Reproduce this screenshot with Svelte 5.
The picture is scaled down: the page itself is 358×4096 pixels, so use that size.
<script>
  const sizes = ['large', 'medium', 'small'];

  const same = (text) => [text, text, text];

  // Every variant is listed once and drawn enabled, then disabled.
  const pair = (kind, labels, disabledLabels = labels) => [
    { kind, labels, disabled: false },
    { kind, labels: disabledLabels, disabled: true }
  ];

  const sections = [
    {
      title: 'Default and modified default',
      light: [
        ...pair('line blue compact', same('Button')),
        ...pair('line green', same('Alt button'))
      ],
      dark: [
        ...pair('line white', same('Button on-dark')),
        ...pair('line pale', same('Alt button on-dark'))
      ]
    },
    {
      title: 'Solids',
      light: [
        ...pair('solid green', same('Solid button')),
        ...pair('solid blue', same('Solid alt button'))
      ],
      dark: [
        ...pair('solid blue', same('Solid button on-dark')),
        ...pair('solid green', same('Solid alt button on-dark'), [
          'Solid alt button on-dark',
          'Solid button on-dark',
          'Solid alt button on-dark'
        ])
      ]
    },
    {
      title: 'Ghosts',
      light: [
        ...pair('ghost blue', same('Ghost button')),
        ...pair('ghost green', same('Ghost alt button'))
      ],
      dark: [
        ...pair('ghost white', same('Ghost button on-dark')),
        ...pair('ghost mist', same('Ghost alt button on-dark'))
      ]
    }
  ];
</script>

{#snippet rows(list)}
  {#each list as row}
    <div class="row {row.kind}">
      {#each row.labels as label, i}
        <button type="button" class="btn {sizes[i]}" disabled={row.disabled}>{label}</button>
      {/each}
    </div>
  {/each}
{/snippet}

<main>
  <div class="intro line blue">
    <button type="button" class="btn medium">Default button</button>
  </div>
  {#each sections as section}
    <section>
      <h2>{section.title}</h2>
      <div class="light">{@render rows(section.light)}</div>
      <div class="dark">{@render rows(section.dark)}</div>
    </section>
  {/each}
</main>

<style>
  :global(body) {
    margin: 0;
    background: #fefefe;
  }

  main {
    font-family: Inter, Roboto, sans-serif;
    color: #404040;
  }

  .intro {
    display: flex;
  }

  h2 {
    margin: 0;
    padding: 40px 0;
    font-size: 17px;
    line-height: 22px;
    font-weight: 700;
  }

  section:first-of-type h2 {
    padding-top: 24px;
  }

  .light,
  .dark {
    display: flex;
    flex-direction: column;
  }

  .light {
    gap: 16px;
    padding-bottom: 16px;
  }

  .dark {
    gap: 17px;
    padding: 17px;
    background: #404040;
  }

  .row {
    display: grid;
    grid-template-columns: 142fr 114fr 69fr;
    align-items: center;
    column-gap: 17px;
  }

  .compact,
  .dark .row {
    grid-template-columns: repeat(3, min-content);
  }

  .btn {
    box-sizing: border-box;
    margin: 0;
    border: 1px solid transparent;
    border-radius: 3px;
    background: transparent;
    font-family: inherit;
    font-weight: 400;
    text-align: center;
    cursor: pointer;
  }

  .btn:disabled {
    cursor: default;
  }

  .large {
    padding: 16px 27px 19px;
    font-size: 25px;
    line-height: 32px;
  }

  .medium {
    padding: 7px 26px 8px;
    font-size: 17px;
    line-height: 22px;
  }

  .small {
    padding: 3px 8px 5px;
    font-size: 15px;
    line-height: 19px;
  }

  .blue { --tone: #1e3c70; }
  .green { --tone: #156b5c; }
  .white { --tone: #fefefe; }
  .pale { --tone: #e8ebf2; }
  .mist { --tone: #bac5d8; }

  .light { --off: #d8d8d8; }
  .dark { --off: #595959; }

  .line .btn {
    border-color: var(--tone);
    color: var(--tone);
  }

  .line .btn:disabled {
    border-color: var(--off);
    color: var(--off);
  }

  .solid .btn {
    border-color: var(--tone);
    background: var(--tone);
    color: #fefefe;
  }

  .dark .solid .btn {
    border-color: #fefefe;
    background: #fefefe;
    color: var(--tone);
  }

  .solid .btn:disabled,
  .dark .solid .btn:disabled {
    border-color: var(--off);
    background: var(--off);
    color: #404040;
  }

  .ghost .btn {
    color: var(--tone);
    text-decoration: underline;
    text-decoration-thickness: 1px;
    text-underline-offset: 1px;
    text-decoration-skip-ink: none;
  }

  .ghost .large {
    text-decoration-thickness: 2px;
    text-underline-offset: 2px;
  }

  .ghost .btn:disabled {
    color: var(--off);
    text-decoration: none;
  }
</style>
--
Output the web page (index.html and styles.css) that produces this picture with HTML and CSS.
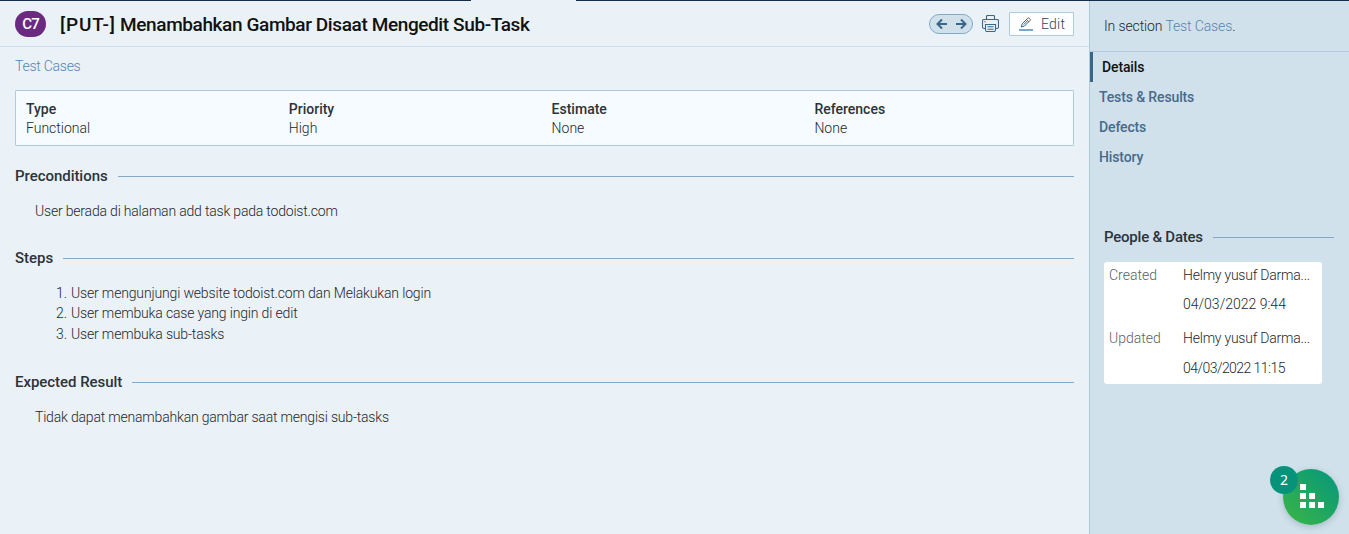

**AIM OF THE TASK**
Repeat the span of lines that opens with the line holding "Reproduce this screenshot with Svelte 5." and closes with the line holding "const same = (text) => [text, text, text];", exactly as it stands.

**TASK OUTPUT**
Reproduce this screenshot with Svelte 5.
The picture is scaled down: the page itself is 358×4096 pixels, so use that size.
<script>
  const sizes = ['large', 'medium', 'small'];

  const same = (text) => [text, text, text];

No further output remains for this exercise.